Challenge 2: Anti-Scraping Measures
Solution: - Rotate user agents - Use proxy servers - Implement random delays - Respect robots.txt - Consider using a dedicated scraping API
Challenge 3: Data Quality and Consistency
Solution: Implement data validation and cleaning:
// n8n data validation example
function validateProductData(item) {
const required = ['title', 'price', 'url'];
const valid = required.every(field => item[field]);
if (valid) {
return {
...item,
price: parseFloat(item.price.replace(/[^0-9.]/g, '')),
scrapedAt: new Date().toISOString()
};
}
return null;
}
const items = $input.all();
const validItems = items
.map(item => validateProductData(item.json))
.filter(item => item !== null);
return validItems.map(item => ({ json: item }));
Resources and Community Support
Documentation and References
- n8n Community Forum: Ask questions and share workflows
- n8n GitHub Repository: Source code and issue tracking
- Discord Server: Real-time community support
- Stack Overflow: Tagged questions about n8n
Continuing Education
- n8n Weekly Newsletter: Latest features and tutorials
- Community Workflows: Browse and fork existing scraping workflows
- n8n Academy: Structured learning paths (when available)
Conclusion
Learning web scraping with n8n combines the power of visual workflow automation with the flexibility of code-based data extraction. Start with simple HTTP requests and HTML extraction, then progressively add complexity as you master fundamentals like CSS selectors, data transformation, and error handling.
The key to success is practicing with real-world projects, leveraging the n8n community for support, and continuously exploring new nodes and techniques.

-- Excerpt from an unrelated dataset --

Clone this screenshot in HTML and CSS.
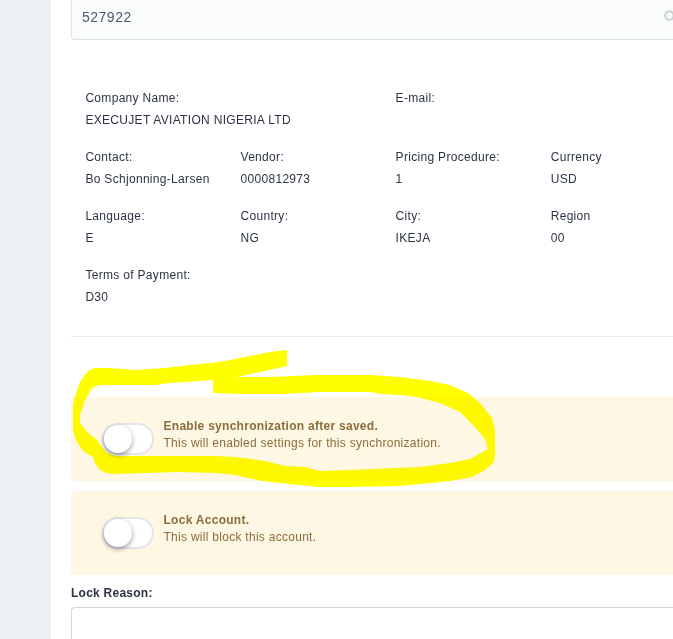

Whether you're building a price monitoring system, aggregating content, or automating data collection for analytics, n8n provides a robust platform for web scraping automation.
Remember to always respect website terms of service, implement rate limiting, and consider using professional scraping APIs for production workloads to ensure reliability and compliance.